Louise had gotten her real estate license and was selling homes. Thomas had purchased a former dairy on Union Avenue in 1959 with dreams and plans to build a new recording studio complex. They converted the dairy building behind their new home into the studio. They tore down the dairy truck garage behind that and built a new additional recording facility.

“In the studio, I cut demos and was able to mix tapes,” Louise explains of the early days of Boddie Recording Co. “But I also learned how to lay tile, smooth out concrete, paint. I did everything!”

They served a clientele ranging from gospel, soul and rhythm and blues groups to rock, bluegrass and country musicians from as far away as Detroit and West Virginia. At that time, it was the only black-owned studio anywhere that manufactured its own records; not even famed Motown did that.

One day, a recording studio downtown informed a young man that he should visit the Boddies if he wanted to cut a country-western record, since they didn’t know how to do it. “We recorded him and his group, and from that point on, they started calling us ‘Little Nashville,’” Louise recalls. “On the weekends, musicians came from West Virginia, Tennessee, Kentucky and surrounding Appalachian areas.”

Thomas had rigged together some pioneering portable equipment, so the Boddies could provide on-site recordings when no one else could. They traveled the country to record everything from funerals, bar mitzvahs and religious seminars and conventions and everyone from a young Sonny & Cher at Cleveland’s Teenage Fair to famed Rabbi Abba Hillel Silver at The Temple.

“At one time or another, we recorded every church in Cleveland, so every pastor in Cleveland knew about us, too!” Louise recalls.

“The two of them were an amazing couple, and worked together so very well,” attests Rev. Charles P. Lucas, retired pastor from St. James AME Church, where the Boddies attended church and Thomas directed the sound ministry and built a recording booth at the church.

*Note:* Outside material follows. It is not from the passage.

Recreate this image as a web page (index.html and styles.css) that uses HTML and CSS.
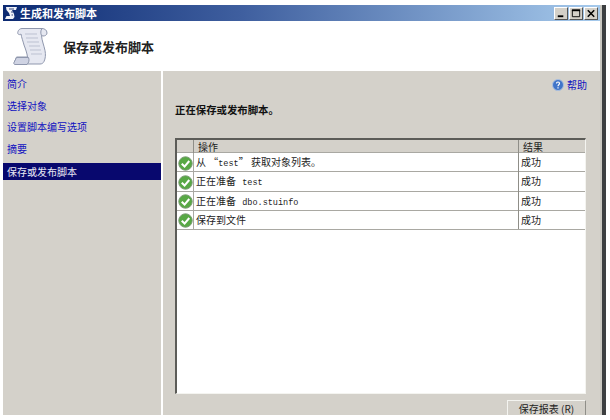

In the mid ’60, the Boddies ended up recording every group that played Leo’s Casino for many years, including The O’Jays, and then delivered the master tapes to their record companies. “That’s really how we got started and got to be best known,” Louise says. They also made close connections with some of the Cleveland public schools and brought students to the studio to record free of charge. In the mid ‘70s, they even cut records for Devo and the Kinks. Eventually, in addition to pressing record discs, Boddie Recording could also produce cassettes, 8-tracks, CDs and videos.

Things weren’t always easy. The Boddies encountered racism’s nasty head several times when they occasionally had difficulty obtaining loans, despite maintaining a spotless record for repaying any they had. They received threatening phone calls and letters requesting to buy their equipment. One of the scariest incidents occurred during the Glenville riots, when they heard people were planning to burn down their studio. They had family and friends positioned on overlooking rooftops, but fortunately nothing happened.

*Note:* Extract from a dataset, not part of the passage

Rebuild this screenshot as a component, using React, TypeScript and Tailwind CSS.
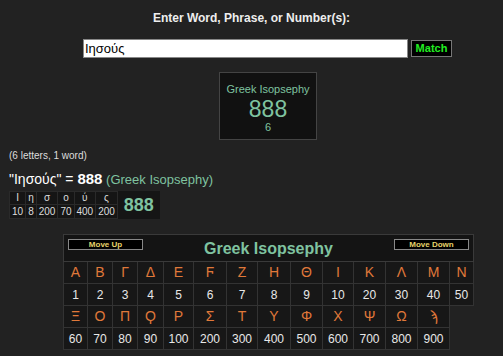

“We always lived by the motto: ‘Let the work that I do speak for me,’” Louise says.

When Thomas died in 2006, she decided to close The Boddie Recording Co. “After Tom died, I knew that I could not do everything alone, including taking care of all of the equipment by myself, so I just shut everything down,” she says.

For 20 years, Louise had also served on Cleveland’s Community Relations Board under four mayors, starting with Ralph Perk. Last October, Cleveland Mayor Frank Jackson oversaw the dedication of a photograph of the Boddies at every corner along East 124th Street from Union to Corlett.

Today, music historians from the Rock and Roll Hall of Fame have interviewed her about the Boddies’ legacy, and archivists from Chicago are digging into the extensive recording collection and planning to release a compilation of the Boddies’ work.

“I was just so delighted to win a Cleveland Arts Prize,” Louise says. “All the years my husband and I put into the work, all the hardships we went through, and it was just amazing. I tear up when I talk about it. I wish he were here to know that we have received such a high honor, but I know he’s here in spirit.”